Start with familiar objects to anchor thinking, then move students into structured exploration where they test one property at a time. Avoid overwhelming them with too many properties at once; scaffold by focusing on one or two per activity. Research shows that when students articulate their reasoning aloud, misconceptions surface and correct themselves through peer discussion.

Students will confidently match materials to purposes by naming key properties and justifying choices with evidence from their tests.
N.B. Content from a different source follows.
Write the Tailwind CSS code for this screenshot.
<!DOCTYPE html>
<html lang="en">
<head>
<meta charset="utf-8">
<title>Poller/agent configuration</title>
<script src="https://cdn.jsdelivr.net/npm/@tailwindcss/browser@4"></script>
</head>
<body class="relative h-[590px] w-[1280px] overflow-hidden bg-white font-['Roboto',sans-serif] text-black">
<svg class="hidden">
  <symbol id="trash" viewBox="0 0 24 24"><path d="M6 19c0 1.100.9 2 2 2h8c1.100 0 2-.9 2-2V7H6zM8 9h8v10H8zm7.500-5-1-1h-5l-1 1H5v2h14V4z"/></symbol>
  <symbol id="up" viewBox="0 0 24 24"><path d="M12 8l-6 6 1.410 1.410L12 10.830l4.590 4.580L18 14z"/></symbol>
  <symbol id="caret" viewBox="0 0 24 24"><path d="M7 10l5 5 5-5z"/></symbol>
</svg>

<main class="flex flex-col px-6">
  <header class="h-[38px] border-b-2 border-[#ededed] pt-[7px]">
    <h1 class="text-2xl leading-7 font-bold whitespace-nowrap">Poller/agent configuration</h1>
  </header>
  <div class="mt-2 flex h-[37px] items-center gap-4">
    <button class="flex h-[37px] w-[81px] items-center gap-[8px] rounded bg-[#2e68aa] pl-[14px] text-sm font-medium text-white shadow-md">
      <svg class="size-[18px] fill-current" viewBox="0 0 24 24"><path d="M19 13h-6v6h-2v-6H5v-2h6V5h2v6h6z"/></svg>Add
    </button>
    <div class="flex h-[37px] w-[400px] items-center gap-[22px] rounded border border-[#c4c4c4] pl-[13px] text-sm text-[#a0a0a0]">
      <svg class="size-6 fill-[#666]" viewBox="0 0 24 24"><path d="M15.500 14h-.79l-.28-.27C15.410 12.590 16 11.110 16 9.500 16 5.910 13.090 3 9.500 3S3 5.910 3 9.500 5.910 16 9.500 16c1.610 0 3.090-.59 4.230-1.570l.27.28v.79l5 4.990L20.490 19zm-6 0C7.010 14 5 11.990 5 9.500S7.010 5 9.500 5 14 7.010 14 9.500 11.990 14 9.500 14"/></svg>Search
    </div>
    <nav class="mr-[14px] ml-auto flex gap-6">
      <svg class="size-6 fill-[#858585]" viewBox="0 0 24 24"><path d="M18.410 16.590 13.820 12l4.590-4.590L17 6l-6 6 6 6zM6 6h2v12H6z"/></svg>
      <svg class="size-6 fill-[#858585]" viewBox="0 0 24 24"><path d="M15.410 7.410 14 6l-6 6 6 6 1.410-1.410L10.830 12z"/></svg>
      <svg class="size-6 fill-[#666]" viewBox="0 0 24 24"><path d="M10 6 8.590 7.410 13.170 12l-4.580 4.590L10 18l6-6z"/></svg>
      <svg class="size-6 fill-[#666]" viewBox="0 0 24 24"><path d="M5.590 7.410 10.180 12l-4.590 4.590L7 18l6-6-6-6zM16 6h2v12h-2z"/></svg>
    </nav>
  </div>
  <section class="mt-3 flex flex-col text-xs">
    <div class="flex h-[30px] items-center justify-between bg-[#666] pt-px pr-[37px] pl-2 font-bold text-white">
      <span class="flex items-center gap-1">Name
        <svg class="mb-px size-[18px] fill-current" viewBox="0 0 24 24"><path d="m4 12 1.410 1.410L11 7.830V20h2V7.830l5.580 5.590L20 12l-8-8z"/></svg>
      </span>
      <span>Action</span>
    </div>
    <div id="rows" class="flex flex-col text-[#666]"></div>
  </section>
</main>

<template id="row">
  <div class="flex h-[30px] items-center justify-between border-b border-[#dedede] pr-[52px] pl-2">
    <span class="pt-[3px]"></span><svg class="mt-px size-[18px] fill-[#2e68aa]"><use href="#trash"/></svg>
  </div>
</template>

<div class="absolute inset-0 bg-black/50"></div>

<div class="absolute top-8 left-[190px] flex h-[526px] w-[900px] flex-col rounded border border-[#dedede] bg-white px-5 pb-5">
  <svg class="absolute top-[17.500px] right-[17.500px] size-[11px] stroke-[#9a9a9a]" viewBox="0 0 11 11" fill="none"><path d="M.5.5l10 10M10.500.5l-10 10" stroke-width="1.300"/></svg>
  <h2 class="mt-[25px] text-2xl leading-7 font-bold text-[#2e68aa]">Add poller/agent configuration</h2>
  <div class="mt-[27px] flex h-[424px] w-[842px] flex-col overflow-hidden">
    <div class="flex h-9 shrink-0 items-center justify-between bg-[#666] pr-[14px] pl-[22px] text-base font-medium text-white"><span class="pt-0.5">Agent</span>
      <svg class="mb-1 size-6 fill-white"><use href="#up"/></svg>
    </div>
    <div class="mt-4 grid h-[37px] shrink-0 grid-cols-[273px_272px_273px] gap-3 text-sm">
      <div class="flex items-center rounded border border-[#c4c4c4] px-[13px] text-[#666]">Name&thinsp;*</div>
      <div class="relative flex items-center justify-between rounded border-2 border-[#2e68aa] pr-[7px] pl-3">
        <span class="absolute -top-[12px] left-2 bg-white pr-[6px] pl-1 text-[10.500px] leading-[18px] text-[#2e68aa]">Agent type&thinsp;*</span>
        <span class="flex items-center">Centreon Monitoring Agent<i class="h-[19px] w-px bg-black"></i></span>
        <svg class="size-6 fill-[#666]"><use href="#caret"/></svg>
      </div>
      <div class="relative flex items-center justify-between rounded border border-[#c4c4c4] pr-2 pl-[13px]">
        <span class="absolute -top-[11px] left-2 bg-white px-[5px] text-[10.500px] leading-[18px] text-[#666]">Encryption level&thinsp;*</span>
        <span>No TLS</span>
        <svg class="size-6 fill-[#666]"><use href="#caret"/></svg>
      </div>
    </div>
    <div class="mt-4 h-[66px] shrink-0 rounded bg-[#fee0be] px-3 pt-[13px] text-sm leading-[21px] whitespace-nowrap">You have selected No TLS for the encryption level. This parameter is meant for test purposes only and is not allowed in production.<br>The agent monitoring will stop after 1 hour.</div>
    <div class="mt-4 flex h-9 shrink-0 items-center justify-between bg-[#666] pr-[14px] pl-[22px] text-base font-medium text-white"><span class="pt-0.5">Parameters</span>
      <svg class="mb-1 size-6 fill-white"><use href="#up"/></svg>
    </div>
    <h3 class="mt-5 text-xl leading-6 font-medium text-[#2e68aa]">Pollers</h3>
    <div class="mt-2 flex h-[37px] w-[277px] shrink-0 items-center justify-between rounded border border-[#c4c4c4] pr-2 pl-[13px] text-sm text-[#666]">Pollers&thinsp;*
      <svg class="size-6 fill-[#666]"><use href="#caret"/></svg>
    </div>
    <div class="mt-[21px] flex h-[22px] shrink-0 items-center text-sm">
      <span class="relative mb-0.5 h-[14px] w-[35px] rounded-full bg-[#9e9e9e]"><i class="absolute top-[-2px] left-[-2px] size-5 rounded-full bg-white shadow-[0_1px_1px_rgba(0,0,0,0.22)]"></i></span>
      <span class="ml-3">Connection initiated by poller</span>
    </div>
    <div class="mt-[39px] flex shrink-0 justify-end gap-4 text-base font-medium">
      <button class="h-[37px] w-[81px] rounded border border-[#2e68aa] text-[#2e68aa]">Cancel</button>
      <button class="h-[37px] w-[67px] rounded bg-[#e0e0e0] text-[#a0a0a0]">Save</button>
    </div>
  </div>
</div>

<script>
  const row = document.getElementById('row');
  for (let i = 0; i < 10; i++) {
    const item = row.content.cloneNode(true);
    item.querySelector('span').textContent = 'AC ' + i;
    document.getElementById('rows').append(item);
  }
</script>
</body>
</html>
They will discuss trade-offs between properties and use precise vocabulary like hardness and waterproof when explaining their decisions.


Watch Out for These Misconceptions

  • During Sorting Station, watch for students who sort materials by appearance or color rather than properties like flexibility or strength.

    Give each group a property card (e.g., 'flexible' or 'waterproof') and have them find samples that match that property before discussing why color doesn’t determine function.

  • During Testing Relay, watch for students who assume shiny materials are automatically stronger because of their look.

    Provide both shiny and dull samples of the same material type and ask groups to compare drop-test results, then lead a class tally of which performed better in that property.

  • During Material Hunt, watch for students who list color as a reason a material is used for a purpose.

    Ask groups to present three objects they found and explain which property matters most for each, then have the class vote on whether color was relevant to the object’s use.